Task brief: Which lines hold the word "index"? Copy each one.

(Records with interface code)
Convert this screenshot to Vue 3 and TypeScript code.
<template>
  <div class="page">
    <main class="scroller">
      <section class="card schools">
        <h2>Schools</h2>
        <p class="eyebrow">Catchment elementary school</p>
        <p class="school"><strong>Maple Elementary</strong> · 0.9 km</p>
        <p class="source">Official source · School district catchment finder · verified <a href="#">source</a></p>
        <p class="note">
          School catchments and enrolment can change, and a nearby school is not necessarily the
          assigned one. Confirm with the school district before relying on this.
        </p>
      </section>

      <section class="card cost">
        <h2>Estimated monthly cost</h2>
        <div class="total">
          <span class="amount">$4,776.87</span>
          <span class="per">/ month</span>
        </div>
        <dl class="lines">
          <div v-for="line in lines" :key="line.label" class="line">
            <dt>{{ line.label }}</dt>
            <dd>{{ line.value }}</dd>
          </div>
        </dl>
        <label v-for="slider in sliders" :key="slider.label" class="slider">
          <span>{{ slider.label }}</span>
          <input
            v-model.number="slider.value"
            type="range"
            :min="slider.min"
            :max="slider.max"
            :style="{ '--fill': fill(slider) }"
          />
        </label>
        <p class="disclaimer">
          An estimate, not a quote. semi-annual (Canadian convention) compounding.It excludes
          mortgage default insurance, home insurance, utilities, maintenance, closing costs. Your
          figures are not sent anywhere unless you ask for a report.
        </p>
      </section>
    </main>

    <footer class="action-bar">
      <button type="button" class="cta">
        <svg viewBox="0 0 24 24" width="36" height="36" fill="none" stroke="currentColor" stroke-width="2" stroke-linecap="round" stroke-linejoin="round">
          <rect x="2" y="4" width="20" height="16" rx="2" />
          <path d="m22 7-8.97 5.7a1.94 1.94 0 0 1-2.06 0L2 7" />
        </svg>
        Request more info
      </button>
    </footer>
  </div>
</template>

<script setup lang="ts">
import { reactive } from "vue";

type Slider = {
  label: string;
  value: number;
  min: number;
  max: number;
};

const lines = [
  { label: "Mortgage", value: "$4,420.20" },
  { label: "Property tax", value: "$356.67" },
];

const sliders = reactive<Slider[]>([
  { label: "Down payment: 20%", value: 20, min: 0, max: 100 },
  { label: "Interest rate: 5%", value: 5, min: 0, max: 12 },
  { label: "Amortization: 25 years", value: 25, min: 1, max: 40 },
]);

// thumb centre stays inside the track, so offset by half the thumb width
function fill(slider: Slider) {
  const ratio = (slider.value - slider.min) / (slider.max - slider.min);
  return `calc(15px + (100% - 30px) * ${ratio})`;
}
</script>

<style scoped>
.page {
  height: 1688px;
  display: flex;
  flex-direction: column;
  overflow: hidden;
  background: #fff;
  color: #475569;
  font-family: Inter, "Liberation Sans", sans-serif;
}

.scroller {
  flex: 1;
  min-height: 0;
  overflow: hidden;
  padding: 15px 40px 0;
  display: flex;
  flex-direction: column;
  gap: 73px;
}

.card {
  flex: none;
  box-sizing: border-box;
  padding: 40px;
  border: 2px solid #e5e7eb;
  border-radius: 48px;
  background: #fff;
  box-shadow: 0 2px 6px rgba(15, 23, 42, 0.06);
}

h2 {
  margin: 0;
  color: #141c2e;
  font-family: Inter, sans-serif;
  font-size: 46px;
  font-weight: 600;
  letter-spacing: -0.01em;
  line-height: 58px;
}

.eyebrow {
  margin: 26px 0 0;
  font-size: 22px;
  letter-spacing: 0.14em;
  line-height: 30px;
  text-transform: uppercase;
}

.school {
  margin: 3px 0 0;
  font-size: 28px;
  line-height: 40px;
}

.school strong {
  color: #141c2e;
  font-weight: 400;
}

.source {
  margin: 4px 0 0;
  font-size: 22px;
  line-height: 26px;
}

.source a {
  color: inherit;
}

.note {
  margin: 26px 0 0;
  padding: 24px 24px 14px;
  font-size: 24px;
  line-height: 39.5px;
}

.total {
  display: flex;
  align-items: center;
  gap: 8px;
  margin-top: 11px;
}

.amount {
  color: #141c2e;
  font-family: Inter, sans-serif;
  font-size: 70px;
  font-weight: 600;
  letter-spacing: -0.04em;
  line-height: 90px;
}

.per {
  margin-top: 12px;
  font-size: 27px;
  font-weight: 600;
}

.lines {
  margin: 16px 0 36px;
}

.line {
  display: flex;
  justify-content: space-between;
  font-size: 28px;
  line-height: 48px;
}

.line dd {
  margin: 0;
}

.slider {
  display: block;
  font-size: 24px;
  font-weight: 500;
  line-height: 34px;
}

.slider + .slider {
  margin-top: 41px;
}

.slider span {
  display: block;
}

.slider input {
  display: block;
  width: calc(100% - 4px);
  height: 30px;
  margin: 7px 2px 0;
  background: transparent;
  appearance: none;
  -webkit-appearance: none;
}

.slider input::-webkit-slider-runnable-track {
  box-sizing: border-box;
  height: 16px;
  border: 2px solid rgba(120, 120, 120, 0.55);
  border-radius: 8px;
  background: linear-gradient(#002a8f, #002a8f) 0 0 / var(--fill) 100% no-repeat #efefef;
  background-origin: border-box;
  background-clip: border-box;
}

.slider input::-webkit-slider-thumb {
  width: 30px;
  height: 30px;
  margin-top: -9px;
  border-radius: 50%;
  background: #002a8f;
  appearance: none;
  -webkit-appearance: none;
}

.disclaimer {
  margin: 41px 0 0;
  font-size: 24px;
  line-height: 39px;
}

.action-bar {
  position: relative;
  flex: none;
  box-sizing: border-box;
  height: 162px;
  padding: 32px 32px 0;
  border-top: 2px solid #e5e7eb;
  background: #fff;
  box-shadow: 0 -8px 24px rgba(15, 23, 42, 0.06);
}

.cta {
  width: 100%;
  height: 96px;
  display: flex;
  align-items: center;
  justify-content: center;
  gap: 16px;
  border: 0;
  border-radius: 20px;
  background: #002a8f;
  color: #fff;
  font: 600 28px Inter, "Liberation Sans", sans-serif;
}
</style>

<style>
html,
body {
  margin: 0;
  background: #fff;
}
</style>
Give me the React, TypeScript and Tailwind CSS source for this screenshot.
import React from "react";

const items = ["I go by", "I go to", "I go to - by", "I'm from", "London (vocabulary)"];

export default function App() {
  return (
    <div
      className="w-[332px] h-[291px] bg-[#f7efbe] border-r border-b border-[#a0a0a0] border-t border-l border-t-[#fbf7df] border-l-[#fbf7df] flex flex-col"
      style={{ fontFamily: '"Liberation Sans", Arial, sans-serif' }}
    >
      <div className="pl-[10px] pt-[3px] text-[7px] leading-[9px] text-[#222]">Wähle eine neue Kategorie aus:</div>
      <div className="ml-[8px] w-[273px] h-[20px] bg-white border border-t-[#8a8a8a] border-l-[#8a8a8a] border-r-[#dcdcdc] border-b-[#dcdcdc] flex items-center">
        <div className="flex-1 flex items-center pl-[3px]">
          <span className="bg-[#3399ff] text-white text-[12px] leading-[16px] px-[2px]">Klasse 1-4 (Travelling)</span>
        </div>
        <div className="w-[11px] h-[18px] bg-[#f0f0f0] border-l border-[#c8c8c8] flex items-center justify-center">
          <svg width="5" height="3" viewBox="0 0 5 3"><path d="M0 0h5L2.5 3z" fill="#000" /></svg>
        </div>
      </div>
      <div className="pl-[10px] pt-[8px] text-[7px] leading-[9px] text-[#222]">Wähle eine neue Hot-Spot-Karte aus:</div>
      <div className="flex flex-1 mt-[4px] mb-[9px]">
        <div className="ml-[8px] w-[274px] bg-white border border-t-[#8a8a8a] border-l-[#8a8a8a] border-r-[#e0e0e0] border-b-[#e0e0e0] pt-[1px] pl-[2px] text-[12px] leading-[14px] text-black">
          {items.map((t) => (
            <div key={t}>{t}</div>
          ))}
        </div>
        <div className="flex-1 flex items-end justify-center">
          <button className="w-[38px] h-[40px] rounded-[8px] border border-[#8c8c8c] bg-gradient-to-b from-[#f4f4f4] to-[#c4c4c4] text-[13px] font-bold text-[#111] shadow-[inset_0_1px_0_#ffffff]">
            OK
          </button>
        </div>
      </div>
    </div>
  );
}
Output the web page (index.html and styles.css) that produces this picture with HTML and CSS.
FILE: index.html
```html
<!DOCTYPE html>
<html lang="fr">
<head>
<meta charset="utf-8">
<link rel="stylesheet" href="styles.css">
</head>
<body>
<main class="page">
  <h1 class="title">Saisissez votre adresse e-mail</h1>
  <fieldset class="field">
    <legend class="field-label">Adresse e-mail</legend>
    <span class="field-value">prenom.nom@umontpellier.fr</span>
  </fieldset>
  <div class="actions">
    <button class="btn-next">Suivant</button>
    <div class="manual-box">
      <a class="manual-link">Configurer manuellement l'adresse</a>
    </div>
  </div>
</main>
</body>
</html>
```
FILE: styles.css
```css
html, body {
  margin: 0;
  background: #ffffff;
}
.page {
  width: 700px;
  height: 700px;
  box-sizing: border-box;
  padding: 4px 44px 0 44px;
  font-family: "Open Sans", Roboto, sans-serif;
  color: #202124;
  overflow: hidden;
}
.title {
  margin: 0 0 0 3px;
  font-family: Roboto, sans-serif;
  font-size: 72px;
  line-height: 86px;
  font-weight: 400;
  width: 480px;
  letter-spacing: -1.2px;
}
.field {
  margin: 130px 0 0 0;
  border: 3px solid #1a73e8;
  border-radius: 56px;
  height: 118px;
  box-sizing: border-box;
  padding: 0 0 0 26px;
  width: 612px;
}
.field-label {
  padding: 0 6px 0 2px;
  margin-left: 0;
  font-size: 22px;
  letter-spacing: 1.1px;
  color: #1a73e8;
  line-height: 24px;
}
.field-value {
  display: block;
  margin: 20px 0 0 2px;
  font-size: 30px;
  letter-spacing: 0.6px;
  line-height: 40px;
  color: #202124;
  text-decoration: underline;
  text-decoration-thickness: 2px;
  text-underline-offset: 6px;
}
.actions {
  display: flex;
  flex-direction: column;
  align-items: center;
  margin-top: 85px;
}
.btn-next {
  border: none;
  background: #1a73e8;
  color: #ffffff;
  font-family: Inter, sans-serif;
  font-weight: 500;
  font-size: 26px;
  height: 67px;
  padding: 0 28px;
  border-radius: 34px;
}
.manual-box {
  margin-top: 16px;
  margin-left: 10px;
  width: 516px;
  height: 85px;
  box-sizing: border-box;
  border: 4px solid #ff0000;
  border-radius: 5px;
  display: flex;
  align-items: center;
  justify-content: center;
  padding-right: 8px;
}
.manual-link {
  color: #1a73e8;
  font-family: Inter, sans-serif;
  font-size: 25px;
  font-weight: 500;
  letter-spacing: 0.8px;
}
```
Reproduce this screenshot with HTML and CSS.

Exercise output:
Output the web page (index.html and styles.css) that produces this picture with HTML and CSS.
FILE: index.html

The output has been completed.